Quem pretende iniciar o estudo da ação humana a partir de entidades
coletivas esbarra num obstáculo insuperável, qual seja, o fato de que um
indivíduo pode pertencer ao mesmo tempo, e na realidade pertence -- com exceção
das tribos mais primitivas --, a várias entidades coletivas. Os problemas suscitados pela coexistência de
um grande número de entidades sociais e seus antagonismos recíprocos só podem
ser resolvidos pelo individualismo metodológico.
Uma vez que a ideia de comunidade cria raízes, as crianças passam a ter
dificuldades em se ver como qualquer outra coisa que não seja parte do
coletivo. Lamentavelmente, isso vai
seguir na criança por toda a sua vida adulta.
Assuntos tributários, por exemplo, são propostos para o bem da comunidade. E
os bons membros da comunidade devem sempre apoiar as finalidades coletivas.
Portanto, partindo-se da ideia de comunidade coletiva, é fácil ampliar o
escopo de atuação (ou tirar o zoom, se preferir) e incorporar maiores
horizontes, até que, finalmente, a nação coletiva e o seu governo são abordados. Se você deve se sacrificar para ser um membro
de sua comunidade local, você também deve se sacrificar para ser um membro da
sua nação, independentemente de suas políticas e ações.
Se a sociedade, ou o Estado, é uma entidade dotada de vontade e
intenção e de todas as outras qualidades que lhe são atribuídas pela doutrina
coletivista, então é simplesmente absurdo confrontar as aspirações triviais do
pobre indivíduo com os majestosos desígnios da sociedade e do Estado.
Entretanto, homens e mulheres dotados da capacidade de agir não são abelhas
que trabalham para o bem da colméia.
Quando humanos são controlados pela autoridade central, eles não mais
estão agindo; eles estão reagindo. E,
como Mises demonstrou há muito tempo, humanos que reagem aos comandos do
ditador não estão construindo uma colméia; eles estão simplesmente consumindo o
mel remanescente -- o capital -- e esperando passivamente períodos inevitavelmente
mais difíceis à frente.
Porém mesmo a comunidade é em si um agregado de vários agrupamentos
singulares. Uma análise mais detalhada
vai revelar a existência de famílias. E
mesmo as famílias são o produto de várias entidades singulares: homens,
mulheres e crianças que agem individualmente.
É essa complexidade -- a complexidade essencial do indivíduo -- que
explica por que discutir política e assuntos familiares entre membros de família
é algo tão delicado. Ela também explica
por que assistir a um jogo de futebol é mais seguro do que conversar informalmente
à mesa durante uma tarde de reunião familiar.

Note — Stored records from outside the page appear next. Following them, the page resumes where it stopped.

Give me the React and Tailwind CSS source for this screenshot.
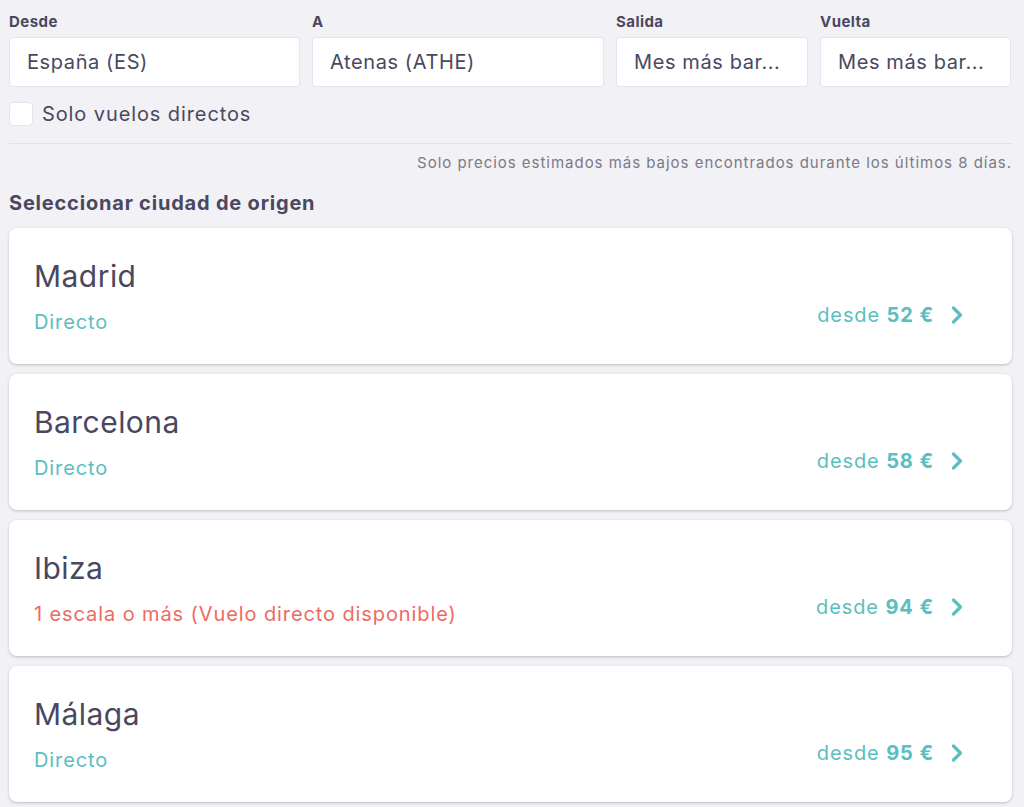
const fields = [
  { label: "Desde", value: "España (ES)", w: "w-[291px]" },
  { label: "A", value: "Atenas (ATHE)", w: "w-[292px]" },
  { label: "Salida", value: "Mes más bar...", w: "w-[192px]" },
  { label: "Vuelta", value: "Mes más bar...", w: "w-[191px]" },
];

const cities = [
  { name: "Madrid", note: "Directo", direct: true, price: "52 €" },
  { name: "Barcelona", note: "Directo", direct: true, price: "58 €" },
  { name: "Ibiza", note: "1 escala o más (Vuelo directo disponible)", direct: false, price: "94 €" },
  { name: "Málaga", note: "Directo", direct: true, price: "95 €" },
];

const Chevron = () => (
  <svg width="14" height="20" viewBox="0 0 14 20" fill="none">
    <path d="M3.5 3 L10.5 10 L3.5 17" stroke="#5bbec0" strokeWidth="3.2" strokeLinecap="round" strokeLinejoin="round" />
  </svg>
);

export default function App() {
  return (
    <div
      className="min-h-screen bg-[#f2f1f5] pl-[9px] pr-[12px] pt-[12px] text-[#4a4860]"
      style={{ fontFamily: "Inter, 'Noto Sans', sans-serif" }}
    >
      <div className="flex gap-3">
        {fields.map((f) => (
          <div key={f.label} className={f.w}>
            <div className="text-[15px] font-bold leading-[20px] tracking-[0.03em] mb-[5px]">{f.label}</div>
            <div className="h-[50px] bg-white rounded-[4px] border border-[#e6e5eb] flex items-center pl-[17px] text-[20px] tracking-[0.03em] whitespace-nowrap overflow-hidden">
              {f.value}
            </div>
          </div>
        ))}
      </div>

      <label className="flex items-center gap-[9px] mt-[14px]">
        <span className="w-[24px] h-[24px] bg-white rounded-[4px] border border-[#e6e5eb]" />
        <span className="text-[20px] leading-[26px] tracking-[0.045em]">Solo vuelos directos</span>
      </label>

      <div className="border-t border-[#e3e2e8] mt-[16px]" />

      <div className="text-right text-[15px] leading-[20px] tracking-[0.065em] text-[#7b7a85] mt-[9px]">
        Solo precios estimados más bajos encontrados durante los últimos 8 días.
      </div>

      <div className="text-[20px] font-bold leading-[26px] tracking-[0.04em] mt-[17px]">Seleccionar ciudad de origen</div>

      <div className="flex flex-col gap-[10px] mt-[12px] pb-4">
        {cities.map((c) => (
          <div
            key={c.name}
            className="bg-white rounded-[8px] shadow-[0_1px_3px_rgba(0,0,0,0.22)] pl-[25px] pr-[48px] pt-[30px] pb-[28px] flex items-end justify-between"
          >
            <div>
              <div className="text-[30px] leading-[36px] tracking-[0.015em]">{c.name}</div>
              <div className={`text-[20px] leading-[28px] tracking-[0.045em] mt-[14px] ${c.direct ? "text-[#5bbec0]" : "text-[#ec6b63]"}`}>
                {c.note}
              </div>
            </div>
            <div className="flex items-center gap-[16px] mb-[7px] text-[#5bbec0] text-[20px] leading-[28px] tracking-[0.045em]">
              <span>
                desde <span className="font-bold">{c.price}</span>
              </span>
              <Chevron />
            </div>
          </div>
        ))}
      </div>
    </div>
  );
}
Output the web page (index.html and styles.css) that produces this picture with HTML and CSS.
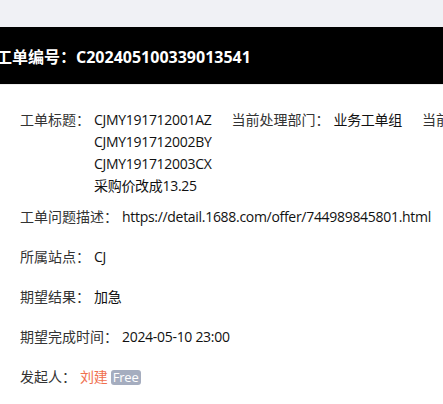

Mas é essa complexidade que permite o crescimento da divisão do
trabalho, que faz aprimorar e prosperar as economias.
Há duas visões da estrutura da sociedade.
Há a visão coletivista, que falsamente cria agregações características e
pressupõe que todos os membros são personificações ideais dessas características
agregadas. E há a visão austríaca, que enxerga
apenas o indivíduo e não tenta criar qualquer tipo de agregação.
Todas as variantes de credos coletivistas estão unidas na sua
implacável hostilidade às instituições políticas fundamentais do sistema
liberal: respeito à propriedade privada, tolerância para com as opiniões divergentes,
liberdade de pensamento, de expressão e de imprensa, igualdade de todos perante
a lei.
O coletivista mancha a face do indivíduo, fazendo com que o caminho para os
maléficos "ismos" do nosso mundo seja relativamente fácil e desejável.
Os austríacos, por outro lado, veem o indivíduo independentemente da
geopolítica em voga, e é o foco no indivíduo que leva cada vez mais à
liberdade.
Torça para seu atleta ou equipe favoritos. E alegre-se com
os fractais que são seus vizinhos, amigos e colegas. Não os perca em uma neblina coletiva.